CWS Illustrates Decreased Offense

Brian Holberton's home run against LSU Tuesday was just the 21st blast in three years of the College World Series at TD Ameritrade Park.
Brian Holberton’s home run against LSU Tuesday was just the 21st blast in three years of the College World Series at TD Ameritrade Park.

For many years, college baseball was associated with high-scoring contests fueled by aluminum bats that gave average hitters home run power. Times have certainly changed, and that could not be more evident than this year’s College World Series.

After a 1998 season that featured record-highs across the board in offensive categories and a 21-14 for Southern California against Arizona State in the College World Series championship, the NCAA adopted new bat standards to limit the effect of “gorilla ball” in the college game. That year, Division I teams batted .306, averaging 7.12 runs and 1.06 home runs per game.

However, offense surged again from 2008 to 2010, as a result of the emergence of composite bats.  Bats that passed the NCAA’s standard to begin their lives improved with use, increasing the national team average for offense to 6.98 runs per game as a result.

A new standard was introduced in 2011, which required college bats to perform similarly to wood bats.  The new standard demanded a maximum BBCOR (batted ball coefficient of restitution) of 0.50, which matched the standard for the wood bats used in professional baseball. The results were predictable: Offense in college baseball is lower than it has been since the Ford administration.

In 2012, the Division I batting average was .277, the lowest it had been since 1975.  Teams scored 5.38 runs per game and hit 0.48 home runs per game, producing significantly less offense than their previous counterparts.  A midseason report on lists the NCAA batting average as .270 as of March 31, 2013. If that mark held, it would be the lowest seasonal average since 1973.

Nowhere is that more evident than at TD Ameritrade Park during the month of June.  The College World Series moved to the venue from historic Johnny Rosenblatt Stadium in 2011, the same year as the introduction of the BBCOR standard.  While the dimensions of the new home match those of Rosenblatt Stadium following a 2002 reconfiguration, the different location has also helped to limit offense.

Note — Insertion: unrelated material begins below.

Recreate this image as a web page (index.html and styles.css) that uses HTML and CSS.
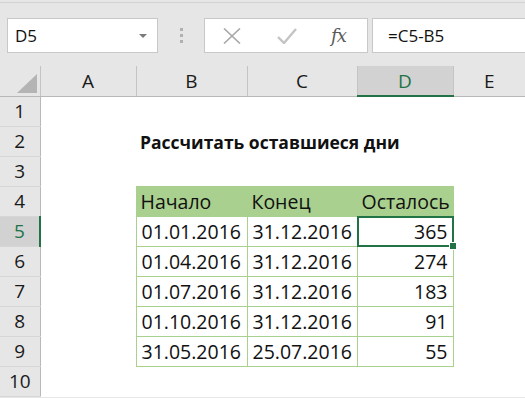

At Rosenblatt, home plate was situated in the southwest corner of the stadium, and winds helped carry those aluminum-aided blasts to the colorful outfield bleachers.  TD Ameritrade Park’s home plate is in the northwest corner of the property, offering fans a view of the Omaha skyline. As a result, winds are also helping to keep the ball in the park.

Professional scouts love the bat changes, as it has helped them in determining which college hitters have true power and which are merely benefactors of a juiced bat. However, fans have lamented the lack of offense, especially in Omaha with a championship on the line, fearing pitching mistakes are being rewarded by an overly forgiving ballpark.

Trea Turner smashed a ball to left field in NC State’s 2-1 loss to UCLA Tuesday, but the ball died at the warning track, certainly a home run in many other stadiums.  On the opposite side of the bracket, Oregon State defeated Indiana 1-0 last night, the first 1-0 game in the College World Series Arkansas defeated South Carolina in 14 innings to open the 1985 edition of the event.

In the last year of Rosenblatt and the old bats, participating teams combined for at least nine runs in eight of the 16 games played. There were six such games in 2011, and four in 2012. Brian Holberton’s home run Tuesday was the 21st College World Series homer at TD Ameritrade Park over three years, considerably fewer than the 32 hit in the 2010 College World Series alone.

Coaches are also looking to liven up the college game, hoping for a better balance of offense and defense in future years. Clemson coach Jack Leggett is leading an effort to change the baseball used in the college ranks. Such a change wouldn’t be as expensive as a bat change and could still offer a boost in offense. The current college ball has higher seams and a lower COR rating, which could be increasing drag during ball flight and decreasing the speed at which the ball leaves the bat.

There’s also a concern that the lower-scoring games could be turning away fans. After all, teams want to play in front of packed stadiums during the regular season. While there were negatives to the offensive onslaughts on the 1990s, 2-1 pitchers’ duels can be a hard sell to college students. An increase in offense could also result in increased popularity for NCAA baseball.

Until such a change occurs (if at all), small ball is the name of the game in Omaha. It has been the key to success for UCLA, a weak-hitting team with strong pitching that has defeated LSU and NC State so far.  Either UNC or NC State will be charged with the task of defeating that team twice if they hope to advance to the championship series, and they might have to beat the Bruins at their own game to do it.